EXTRACTED DATA:
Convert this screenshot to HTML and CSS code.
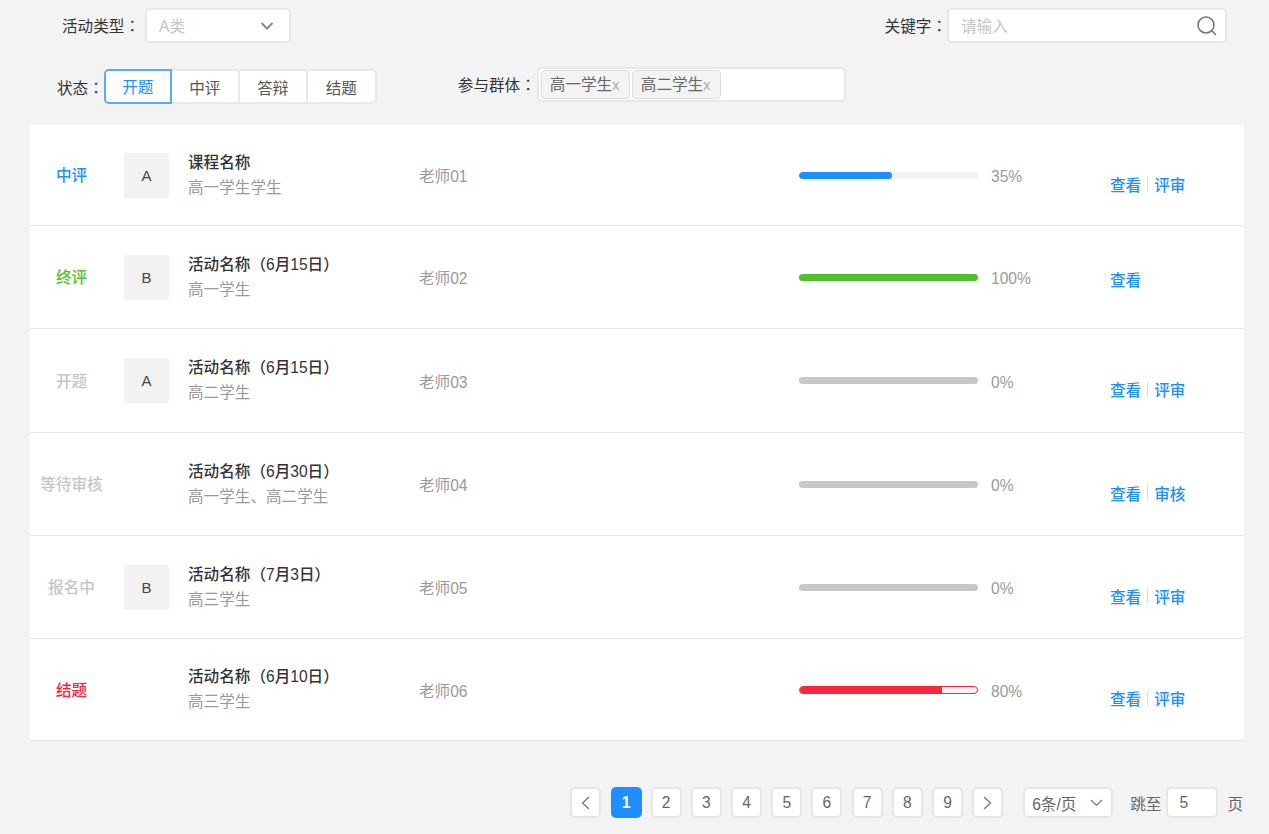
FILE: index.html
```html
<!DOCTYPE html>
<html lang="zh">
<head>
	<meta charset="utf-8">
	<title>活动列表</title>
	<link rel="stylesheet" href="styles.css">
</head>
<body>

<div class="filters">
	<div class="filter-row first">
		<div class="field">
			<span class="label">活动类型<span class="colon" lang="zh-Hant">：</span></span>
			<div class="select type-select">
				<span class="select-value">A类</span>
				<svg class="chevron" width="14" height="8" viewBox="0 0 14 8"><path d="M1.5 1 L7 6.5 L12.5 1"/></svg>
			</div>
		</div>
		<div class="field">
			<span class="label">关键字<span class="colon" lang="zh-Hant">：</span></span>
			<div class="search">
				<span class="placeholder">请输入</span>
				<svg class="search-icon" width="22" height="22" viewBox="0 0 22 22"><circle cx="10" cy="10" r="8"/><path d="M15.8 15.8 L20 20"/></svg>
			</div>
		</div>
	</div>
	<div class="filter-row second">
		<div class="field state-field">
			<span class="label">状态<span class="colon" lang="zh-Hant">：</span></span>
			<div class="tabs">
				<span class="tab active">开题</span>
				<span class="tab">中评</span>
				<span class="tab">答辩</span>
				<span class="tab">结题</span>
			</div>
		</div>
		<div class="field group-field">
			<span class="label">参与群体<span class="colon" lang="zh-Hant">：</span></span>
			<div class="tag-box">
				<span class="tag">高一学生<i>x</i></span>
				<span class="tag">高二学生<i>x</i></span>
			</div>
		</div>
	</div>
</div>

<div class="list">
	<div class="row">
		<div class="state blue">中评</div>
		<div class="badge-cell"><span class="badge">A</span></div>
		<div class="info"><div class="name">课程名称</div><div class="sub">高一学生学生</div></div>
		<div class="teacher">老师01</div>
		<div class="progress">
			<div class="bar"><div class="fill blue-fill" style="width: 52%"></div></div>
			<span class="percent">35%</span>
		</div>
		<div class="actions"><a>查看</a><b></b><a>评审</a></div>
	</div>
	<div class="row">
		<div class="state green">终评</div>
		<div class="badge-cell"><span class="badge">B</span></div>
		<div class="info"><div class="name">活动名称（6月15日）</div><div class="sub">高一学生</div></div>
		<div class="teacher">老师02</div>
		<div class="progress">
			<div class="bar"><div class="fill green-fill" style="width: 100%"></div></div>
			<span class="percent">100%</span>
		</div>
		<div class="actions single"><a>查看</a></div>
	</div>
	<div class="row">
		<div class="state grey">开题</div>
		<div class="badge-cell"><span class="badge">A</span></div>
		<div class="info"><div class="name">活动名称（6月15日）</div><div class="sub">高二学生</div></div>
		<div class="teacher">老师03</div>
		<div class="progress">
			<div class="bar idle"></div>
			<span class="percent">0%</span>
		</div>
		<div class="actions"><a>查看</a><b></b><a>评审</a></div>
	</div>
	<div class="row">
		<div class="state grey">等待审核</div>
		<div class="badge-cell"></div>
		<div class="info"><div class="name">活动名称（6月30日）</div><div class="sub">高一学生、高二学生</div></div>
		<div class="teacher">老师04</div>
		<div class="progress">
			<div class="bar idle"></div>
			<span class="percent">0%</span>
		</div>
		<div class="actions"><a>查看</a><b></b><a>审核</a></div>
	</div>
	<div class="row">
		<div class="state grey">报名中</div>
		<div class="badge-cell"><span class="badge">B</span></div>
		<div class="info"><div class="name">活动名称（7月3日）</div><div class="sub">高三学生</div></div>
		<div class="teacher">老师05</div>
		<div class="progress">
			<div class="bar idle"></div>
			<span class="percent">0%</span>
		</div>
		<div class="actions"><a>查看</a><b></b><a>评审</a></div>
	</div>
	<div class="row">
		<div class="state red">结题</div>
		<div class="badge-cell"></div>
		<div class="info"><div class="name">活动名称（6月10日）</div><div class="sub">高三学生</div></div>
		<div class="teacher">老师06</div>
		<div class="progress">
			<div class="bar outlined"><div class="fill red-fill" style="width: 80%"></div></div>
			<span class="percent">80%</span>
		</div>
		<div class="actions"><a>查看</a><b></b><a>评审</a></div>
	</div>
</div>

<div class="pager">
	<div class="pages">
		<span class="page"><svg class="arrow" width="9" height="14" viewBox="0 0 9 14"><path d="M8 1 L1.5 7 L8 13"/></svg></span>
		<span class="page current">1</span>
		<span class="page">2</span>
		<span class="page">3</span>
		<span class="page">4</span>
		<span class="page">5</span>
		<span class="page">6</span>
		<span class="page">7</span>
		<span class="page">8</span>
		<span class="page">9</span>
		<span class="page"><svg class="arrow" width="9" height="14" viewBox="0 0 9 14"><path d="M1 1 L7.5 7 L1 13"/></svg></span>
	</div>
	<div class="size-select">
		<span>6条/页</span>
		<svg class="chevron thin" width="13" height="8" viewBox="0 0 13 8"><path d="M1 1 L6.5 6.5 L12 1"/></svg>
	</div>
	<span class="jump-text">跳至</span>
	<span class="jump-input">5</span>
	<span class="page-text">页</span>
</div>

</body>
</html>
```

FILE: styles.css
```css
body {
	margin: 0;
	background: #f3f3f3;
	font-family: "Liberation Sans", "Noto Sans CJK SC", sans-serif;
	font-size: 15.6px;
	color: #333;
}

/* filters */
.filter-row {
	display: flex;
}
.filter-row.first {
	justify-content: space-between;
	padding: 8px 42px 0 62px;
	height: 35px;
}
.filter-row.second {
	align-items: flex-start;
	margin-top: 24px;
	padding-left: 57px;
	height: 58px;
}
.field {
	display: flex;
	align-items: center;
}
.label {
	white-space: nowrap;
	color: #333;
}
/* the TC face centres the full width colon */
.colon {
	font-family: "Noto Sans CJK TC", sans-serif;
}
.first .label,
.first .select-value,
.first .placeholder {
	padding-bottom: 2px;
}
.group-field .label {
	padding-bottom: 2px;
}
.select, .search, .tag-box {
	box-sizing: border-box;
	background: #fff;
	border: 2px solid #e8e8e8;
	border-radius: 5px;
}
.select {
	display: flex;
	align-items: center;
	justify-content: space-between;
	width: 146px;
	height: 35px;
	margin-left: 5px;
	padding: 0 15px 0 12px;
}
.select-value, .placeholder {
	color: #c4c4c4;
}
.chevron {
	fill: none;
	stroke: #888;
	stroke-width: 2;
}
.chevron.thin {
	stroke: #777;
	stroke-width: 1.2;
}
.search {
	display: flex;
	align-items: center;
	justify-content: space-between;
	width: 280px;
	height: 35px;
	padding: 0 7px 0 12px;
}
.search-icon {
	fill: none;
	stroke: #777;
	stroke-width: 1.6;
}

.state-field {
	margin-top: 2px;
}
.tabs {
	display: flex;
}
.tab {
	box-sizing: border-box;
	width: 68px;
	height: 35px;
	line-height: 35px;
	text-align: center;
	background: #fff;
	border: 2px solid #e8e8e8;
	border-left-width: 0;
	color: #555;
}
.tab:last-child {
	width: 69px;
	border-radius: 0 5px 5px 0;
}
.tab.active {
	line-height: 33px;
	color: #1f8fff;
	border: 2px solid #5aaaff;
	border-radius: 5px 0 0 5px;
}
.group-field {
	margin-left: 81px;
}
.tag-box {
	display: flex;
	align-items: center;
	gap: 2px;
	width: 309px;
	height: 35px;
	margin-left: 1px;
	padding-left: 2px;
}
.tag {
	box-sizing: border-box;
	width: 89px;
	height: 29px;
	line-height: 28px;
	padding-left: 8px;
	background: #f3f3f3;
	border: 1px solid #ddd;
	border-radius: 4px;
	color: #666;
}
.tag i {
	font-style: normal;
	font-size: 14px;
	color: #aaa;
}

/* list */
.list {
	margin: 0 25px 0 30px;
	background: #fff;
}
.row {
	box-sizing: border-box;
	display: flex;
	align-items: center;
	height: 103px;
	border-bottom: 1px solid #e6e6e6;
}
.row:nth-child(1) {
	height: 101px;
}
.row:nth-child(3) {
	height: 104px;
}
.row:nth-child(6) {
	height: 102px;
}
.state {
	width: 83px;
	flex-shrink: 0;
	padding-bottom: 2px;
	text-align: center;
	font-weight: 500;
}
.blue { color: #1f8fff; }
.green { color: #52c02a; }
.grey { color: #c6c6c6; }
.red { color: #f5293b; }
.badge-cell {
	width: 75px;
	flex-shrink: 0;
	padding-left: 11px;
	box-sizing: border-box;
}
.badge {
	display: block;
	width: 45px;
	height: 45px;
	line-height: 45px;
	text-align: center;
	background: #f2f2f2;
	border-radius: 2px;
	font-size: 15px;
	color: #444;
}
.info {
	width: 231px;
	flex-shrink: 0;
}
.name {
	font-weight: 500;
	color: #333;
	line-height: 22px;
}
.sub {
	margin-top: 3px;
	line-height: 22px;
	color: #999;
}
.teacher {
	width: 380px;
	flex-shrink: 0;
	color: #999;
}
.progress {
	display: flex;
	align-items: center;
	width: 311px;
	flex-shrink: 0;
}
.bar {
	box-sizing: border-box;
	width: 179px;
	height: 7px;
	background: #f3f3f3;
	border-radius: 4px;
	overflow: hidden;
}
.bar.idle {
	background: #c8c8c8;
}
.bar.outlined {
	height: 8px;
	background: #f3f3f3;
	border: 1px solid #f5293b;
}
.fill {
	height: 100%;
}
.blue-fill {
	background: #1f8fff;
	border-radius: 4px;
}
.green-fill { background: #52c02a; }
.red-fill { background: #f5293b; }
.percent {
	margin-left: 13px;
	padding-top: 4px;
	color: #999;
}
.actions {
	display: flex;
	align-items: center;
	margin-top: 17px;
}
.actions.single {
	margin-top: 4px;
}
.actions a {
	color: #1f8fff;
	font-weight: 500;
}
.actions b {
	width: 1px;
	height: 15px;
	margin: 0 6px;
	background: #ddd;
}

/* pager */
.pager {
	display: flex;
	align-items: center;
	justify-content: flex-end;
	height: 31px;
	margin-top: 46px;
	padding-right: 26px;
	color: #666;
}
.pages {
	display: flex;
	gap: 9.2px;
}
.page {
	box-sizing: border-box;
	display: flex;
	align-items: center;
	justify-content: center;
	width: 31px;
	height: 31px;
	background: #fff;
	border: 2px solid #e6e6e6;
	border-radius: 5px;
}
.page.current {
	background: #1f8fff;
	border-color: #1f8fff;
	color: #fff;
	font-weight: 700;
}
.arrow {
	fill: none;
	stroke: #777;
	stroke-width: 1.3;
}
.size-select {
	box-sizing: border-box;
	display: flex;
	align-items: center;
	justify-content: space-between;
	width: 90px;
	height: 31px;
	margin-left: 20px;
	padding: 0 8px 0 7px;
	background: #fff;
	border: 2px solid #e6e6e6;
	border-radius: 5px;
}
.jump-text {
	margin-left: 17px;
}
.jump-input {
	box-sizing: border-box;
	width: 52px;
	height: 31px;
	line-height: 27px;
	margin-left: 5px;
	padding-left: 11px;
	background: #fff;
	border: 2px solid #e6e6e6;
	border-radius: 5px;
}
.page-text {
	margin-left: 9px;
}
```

* * *

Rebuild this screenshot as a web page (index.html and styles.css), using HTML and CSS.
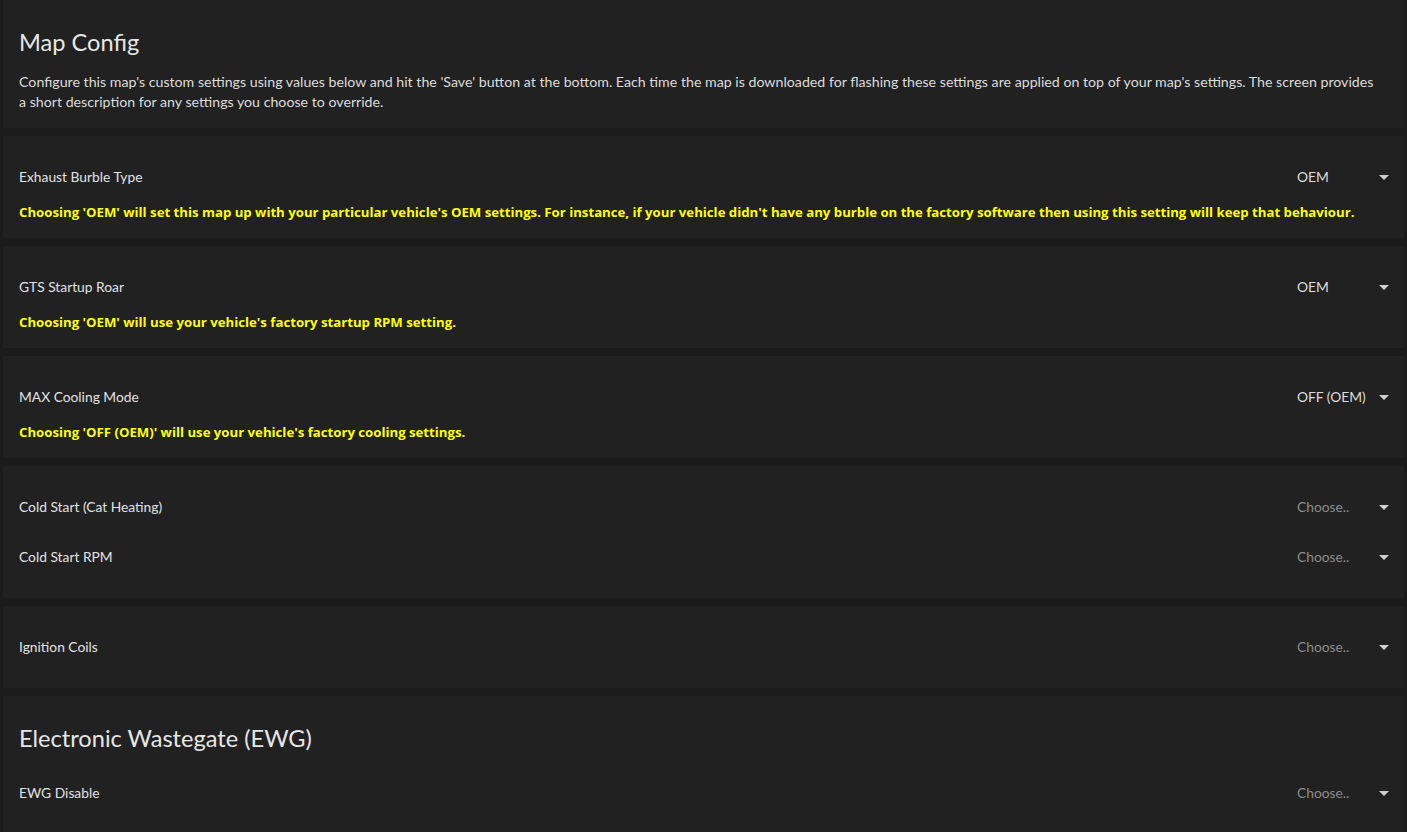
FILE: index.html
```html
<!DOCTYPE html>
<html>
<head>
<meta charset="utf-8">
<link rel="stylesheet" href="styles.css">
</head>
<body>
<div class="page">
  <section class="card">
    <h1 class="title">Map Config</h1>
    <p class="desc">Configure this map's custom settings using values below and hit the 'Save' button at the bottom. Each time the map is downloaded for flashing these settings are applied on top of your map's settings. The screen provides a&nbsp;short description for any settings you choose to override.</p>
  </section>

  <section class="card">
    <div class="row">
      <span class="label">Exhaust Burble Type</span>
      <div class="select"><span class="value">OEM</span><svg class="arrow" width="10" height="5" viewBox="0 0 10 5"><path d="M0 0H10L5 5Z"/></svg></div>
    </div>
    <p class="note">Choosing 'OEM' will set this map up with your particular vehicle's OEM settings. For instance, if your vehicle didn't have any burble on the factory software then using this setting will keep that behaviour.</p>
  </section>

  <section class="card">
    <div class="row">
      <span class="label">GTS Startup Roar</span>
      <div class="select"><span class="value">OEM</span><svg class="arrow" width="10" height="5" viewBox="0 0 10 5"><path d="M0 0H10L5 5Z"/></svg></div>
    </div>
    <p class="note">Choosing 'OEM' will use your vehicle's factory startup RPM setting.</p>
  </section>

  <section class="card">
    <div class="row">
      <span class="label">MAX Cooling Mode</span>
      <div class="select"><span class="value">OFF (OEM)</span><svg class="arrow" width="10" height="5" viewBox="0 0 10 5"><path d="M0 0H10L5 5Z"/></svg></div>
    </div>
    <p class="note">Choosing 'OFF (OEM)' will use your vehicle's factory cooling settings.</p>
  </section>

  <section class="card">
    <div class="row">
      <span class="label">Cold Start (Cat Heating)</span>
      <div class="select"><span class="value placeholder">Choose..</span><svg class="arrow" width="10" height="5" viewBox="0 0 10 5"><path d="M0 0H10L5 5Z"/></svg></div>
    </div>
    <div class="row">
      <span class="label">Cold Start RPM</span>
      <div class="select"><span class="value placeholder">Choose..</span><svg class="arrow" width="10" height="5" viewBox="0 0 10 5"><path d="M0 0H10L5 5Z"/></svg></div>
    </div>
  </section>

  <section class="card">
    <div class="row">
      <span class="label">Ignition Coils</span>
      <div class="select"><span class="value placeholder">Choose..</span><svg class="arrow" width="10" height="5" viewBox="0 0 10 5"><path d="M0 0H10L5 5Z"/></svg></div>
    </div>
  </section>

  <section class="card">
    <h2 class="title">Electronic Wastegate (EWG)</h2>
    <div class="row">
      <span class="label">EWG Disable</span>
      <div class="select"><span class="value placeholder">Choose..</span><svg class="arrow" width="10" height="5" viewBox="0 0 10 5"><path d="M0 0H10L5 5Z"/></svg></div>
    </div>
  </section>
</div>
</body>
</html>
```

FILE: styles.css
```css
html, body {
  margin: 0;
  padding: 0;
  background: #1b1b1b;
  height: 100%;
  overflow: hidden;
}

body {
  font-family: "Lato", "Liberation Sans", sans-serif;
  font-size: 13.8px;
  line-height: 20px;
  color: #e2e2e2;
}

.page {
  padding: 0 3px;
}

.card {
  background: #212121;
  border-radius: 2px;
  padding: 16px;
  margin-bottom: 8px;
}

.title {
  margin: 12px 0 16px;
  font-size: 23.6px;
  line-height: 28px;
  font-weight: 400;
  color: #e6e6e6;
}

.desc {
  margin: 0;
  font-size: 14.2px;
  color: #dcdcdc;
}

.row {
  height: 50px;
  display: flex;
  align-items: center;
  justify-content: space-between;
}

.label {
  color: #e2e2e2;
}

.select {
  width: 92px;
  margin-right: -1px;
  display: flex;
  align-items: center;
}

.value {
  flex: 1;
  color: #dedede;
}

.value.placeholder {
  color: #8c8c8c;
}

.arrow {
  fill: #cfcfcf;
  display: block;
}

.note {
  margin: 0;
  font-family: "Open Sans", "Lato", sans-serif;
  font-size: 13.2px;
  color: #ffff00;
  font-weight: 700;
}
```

TASK REQUIREMENTS: Copy out every line in the listing where the word "this" appears.

FULL SOLUTION:
Convert this screenshot to HTML and CSS code.
Rebuild this screenshot as a web page (index.html and styles.css), using HTML and CSS.
    <p class="desc">Configure this map's custom settings using values below and hit the 'Save' button at the bottom. Each time the map is downloaded for flashing these settings are applied on top of your map's settings. The screen provides a&nbsp;short description for any settings you choose to override.</p>
    <p class="note">Choosing 'OEM' will set this map up with your particular vehicle's OEM settings. For instance, if your vehicle didn't have any burble on the factory software then using this setting will keep that behaviour.</p>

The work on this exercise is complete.